Il semblerait que cette charmante toile soit l’une des dernières de Reynolds qui a perdu la vue dans un œil en 1789 et exposa pour la dernière fois à la Royal Academy en 1790. Il meurt le 23 février 1792 à l’âge de 68 ans. Il est enterré dans la crypte de la cathédrale de Saint-Paul à Londres où le rejoindra Turner quelques décennies plus tard. 

On a pu dire que sa mort a marqué le début de la fin d’une grande époque de la peinture britannique. 

Même si certains critiques osent maintenant déclarer que Reynolds n’a jamais été un grand peintre. Il a su se faire connaître en se liant avec les célébrités de son temps et en sachant se vendre.

Pour rendre hommage à Reynolds, le musée de Kenwood, à Hampstead au nord de Londres, expose 17 tableaux, principalement des portraits, jusqu'au 19 novembre. Bonne occasion de se rendre à Kenwood qui vaut le détour. Outre son musée avec de belles peintures, et une jolie buvette, il est situé dans un parc magnifique.

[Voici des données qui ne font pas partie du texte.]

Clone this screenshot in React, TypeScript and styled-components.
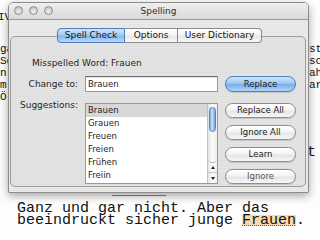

A Genève, le Musée d’art et d’histoire ne possède aucune toile de Reynolds, mais son cabinet d’arts graphiques abrite 26 estampes, principalement des portraits, dont un autoportrait. La plupart proviennent d’un ancien fond. Certaines ont été l’œuvre de deux graveurs à différentes époques, preuve de la persistance de sa renommée.